GIVEN PROBLEM »
Wherever a line holds the word "page", copy that line out.

DATA SEGMENT »
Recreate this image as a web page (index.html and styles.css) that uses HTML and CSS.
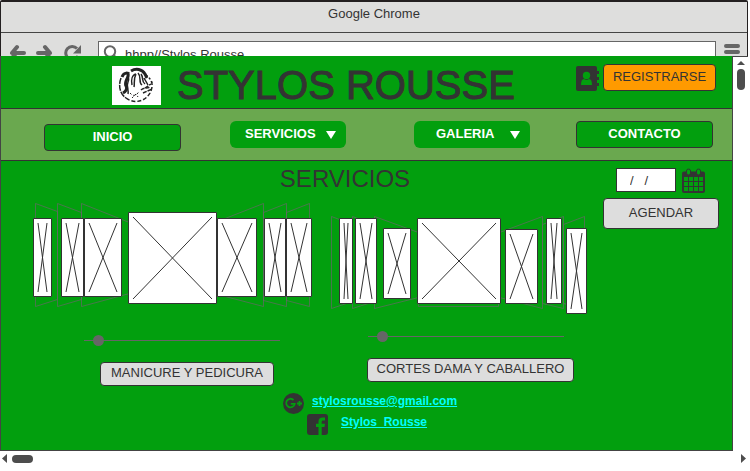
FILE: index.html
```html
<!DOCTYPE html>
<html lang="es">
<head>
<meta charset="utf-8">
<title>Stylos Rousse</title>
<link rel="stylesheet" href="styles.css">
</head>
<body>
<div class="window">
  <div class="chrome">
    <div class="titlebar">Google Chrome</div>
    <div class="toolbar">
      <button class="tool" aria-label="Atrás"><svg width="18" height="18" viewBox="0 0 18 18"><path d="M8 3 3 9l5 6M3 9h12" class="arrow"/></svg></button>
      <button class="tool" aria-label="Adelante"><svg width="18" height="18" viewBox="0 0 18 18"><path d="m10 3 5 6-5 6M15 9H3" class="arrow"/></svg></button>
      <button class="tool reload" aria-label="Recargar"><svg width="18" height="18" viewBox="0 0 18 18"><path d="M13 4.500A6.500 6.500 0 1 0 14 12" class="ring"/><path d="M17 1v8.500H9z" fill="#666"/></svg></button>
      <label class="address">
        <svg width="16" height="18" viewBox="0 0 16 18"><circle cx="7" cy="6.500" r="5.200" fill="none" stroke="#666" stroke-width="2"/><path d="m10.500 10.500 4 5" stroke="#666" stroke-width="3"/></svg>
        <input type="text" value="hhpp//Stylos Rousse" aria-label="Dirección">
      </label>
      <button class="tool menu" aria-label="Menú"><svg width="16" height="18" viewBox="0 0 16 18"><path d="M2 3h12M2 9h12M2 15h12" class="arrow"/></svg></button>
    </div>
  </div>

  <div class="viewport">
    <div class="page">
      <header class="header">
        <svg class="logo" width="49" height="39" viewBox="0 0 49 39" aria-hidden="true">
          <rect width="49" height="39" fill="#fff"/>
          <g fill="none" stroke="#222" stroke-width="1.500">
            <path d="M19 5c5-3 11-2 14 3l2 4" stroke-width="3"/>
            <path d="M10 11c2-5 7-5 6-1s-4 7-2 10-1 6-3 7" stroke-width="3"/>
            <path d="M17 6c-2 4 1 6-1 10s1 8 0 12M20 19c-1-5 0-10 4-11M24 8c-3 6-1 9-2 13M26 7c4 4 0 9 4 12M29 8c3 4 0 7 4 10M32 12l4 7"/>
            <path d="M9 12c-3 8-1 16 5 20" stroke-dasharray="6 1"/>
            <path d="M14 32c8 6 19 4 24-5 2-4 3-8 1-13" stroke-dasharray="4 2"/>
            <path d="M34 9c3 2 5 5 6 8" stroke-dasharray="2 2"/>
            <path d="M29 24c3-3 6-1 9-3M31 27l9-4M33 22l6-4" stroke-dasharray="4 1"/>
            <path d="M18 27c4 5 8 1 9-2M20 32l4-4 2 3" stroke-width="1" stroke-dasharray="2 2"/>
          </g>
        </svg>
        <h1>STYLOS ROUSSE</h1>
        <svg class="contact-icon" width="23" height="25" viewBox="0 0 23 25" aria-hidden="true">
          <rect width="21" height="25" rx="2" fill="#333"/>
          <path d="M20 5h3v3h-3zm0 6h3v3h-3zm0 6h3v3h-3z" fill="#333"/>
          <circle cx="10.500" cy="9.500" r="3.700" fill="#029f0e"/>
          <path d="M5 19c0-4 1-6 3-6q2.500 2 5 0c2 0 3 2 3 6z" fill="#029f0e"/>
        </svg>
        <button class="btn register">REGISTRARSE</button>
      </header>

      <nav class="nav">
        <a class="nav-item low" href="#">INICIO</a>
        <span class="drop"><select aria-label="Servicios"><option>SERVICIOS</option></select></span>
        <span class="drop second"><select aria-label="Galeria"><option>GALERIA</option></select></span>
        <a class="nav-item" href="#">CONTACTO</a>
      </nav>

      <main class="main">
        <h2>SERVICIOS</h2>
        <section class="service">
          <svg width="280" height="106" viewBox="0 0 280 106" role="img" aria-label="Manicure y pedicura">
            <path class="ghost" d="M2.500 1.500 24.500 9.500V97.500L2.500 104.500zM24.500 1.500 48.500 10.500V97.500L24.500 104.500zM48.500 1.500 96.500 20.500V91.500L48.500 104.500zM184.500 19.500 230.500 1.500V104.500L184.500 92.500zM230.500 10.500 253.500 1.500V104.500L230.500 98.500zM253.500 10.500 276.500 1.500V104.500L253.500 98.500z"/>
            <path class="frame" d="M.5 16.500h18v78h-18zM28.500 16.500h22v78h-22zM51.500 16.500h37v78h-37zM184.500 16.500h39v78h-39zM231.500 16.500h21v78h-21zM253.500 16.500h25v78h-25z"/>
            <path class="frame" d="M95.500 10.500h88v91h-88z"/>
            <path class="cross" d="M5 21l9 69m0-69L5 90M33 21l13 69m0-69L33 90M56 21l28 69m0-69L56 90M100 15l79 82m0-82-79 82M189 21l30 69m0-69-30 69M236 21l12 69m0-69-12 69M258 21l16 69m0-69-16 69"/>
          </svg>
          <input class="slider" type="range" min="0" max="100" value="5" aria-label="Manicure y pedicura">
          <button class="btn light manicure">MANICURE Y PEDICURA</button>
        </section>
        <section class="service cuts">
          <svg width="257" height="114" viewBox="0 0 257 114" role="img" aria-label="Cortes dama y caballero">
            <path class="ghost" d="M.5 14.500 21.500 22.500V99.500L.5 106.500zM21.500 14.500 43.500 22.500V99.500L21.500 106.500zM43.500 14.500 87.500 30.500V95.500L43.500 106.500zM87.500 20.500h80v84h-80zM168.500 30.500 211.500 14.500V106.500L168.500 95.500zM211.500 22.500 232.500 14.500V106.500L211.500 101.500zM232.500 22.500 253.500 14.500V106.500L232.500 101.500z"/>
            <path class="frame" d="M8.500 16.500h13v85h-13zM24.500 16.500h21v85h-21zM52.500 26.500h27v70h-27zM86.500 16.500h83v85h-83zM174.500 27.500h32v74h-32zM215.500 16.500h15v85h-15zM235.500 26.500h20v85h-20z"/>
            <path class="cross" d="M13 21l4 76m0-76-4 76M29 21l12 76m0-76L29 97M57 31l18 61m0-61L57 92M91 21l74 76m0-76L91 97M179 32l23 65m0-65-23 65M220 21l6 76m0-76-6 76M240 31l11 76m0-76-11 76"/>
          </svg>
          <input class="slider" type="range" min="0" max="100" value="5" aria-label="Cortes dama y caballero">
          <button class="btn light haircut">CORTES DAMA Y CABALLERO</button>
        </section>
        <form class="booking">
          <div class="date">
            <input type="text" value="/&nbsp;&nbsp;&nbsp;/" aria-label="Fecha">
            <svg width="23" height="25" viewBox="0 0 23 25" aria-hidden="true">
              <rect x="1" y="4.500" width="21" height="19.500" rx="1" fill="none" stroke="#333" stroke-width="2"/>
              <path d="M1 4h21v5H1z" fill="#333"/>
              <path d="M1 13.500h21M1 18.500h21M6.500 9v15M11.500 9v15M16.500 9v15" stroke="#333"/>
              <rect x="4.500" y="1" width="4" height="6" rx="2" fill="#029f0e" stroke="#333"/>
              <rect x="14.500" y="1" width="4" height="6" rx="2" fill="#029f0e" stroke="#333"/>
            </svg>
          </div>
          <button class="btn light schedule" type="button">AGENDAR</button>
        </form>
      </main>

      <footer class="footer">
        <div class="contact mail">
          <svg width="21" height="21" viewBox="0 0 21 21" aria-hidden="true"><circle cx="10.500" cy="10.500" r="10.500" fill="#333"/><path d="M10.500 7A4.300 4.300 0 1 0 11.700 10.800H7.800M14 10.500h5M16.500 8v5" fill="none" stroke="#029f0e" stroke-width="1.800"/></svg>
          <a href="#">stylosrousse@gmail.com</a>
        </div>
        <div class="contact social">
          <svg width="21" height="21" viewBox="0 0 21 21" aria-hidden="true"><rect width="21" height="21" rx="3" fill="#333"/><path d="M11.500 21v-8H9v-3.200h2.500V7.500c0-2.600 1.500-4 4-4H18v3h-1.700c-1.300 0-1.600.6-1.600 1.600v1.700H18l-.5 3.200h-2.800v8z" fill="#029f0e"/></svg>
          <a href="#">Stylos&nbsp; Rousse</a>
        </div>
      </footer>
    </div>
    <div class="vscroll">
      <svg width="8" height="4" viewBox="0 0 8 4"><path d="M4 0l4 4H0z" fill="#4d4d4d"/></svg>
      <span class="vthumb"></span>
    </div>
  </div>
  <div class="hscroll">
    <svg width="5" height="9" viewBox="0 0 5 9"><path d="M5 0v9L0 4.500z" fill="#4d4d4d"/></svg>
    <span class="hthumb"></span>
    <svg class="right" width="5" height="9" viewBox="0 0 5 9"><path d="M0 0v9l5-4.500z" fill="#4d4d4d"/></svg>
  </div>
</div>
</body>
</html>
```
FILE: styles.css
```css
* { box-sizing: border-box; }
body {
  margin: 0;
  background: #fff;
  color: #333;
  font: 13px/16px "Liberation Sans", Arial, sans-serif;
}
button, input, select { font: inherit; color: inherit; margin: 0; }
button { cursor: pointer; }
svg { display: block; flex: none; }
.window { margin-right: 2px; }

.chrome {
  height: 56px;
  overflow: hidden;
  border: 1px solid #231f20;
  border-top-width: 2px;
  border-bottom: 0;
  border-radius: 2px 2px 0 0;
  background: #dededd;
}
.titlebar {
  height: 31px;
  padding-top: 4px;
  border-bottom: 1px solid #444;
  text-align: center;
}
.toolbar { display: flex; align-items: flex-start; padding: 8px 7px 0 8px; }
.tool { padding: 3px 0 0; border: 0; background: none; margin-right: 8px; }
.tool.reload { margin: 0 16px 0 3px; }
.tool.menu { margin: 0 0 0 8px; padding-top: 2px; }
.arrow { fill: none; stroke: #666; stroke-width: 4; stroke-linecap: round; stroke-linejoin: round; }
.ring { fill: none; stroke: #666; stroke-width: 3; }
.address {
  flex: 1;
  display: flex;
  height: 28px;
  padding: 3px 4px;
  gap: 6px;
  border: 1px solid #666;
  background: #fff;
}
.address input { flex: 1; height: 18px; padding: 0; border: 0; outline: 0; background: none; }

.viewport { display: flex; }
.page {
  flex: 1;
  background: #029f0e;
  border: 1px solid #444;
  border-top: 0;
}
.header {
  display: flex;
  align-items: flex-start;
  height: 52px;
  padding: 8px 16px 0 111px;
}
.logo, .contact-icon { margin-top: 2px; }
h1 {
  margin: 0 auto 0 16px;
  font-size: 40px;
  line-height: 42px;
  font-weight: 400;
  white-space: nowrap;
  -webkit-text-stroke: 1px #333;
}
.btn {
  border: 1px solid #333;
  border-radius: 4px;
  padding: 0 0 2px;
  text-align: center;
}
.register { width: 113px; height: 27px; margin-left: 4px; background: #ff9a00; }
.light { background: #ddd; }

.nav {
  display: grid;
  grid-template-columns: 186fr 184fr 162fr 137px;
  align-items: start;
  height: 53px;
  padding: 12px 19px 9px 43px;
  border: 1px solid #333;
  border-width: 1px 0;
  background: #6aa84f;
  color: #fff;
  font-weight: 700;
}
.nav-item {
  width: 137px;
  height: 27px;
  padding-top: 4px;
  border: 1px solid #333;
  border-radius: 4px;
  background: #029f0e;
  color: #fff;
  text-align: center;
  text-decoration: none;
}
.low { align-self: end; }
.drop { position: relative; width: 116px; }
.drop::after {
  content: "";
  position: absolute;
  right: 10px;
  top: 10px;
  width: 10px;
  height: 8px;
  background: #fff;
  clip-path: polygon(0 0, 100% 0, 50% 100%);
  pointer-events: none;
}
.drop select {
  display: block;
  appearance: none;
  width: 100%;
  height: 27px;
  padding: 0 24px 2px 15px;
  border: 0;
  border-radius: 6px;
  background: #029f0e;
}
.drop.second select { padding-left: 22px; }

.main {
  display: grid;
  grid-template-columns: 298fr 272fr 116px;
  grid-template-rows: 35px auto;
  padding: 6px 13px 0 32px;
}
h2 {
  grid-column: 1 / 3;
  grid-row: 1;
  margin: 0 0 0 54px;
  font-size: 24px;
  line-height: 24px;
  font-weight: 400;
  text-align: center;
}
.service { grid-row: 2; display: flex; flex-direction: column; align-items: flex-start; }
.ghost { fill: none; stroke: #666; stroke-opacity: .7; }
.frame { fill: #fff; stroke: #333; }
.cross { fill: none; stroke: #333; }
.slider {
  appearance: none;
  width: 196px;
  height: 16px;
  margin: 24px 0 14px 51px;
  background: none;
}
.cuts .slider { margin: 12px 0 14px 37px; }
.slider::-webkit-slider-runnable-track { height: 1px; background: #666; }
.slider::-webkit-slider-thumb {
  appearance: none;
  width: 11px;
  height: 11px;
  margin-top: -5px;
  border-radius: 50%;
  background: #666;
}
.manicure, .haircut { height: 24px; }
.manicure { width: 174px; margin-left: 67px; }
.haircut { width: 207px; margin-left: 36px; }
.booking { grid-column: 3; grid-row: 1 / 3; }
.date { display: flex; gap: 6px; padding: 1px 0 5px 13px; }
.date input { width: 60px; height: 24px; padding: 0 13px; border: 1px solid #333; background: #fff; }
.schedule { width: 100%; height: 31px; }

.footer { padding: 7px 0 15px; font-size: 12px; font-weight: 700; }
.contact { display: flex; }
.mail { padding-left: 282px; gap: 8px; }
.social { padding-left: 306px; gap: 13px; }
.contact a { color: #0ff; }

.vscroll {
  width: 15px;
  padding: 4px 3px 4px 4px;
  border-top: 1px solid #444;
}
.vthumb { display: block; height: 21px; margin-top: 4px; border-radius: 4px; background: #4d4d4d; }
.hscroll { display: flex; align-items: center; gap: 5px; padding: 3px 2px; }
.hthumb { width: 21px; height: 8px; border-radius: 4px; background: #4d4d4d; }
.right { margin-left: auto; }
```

EXPECTED ANSWER »
Recreate this image as a web page (index.html and styles.css) that uses HTML and CSS.
    <div class="page">
.page {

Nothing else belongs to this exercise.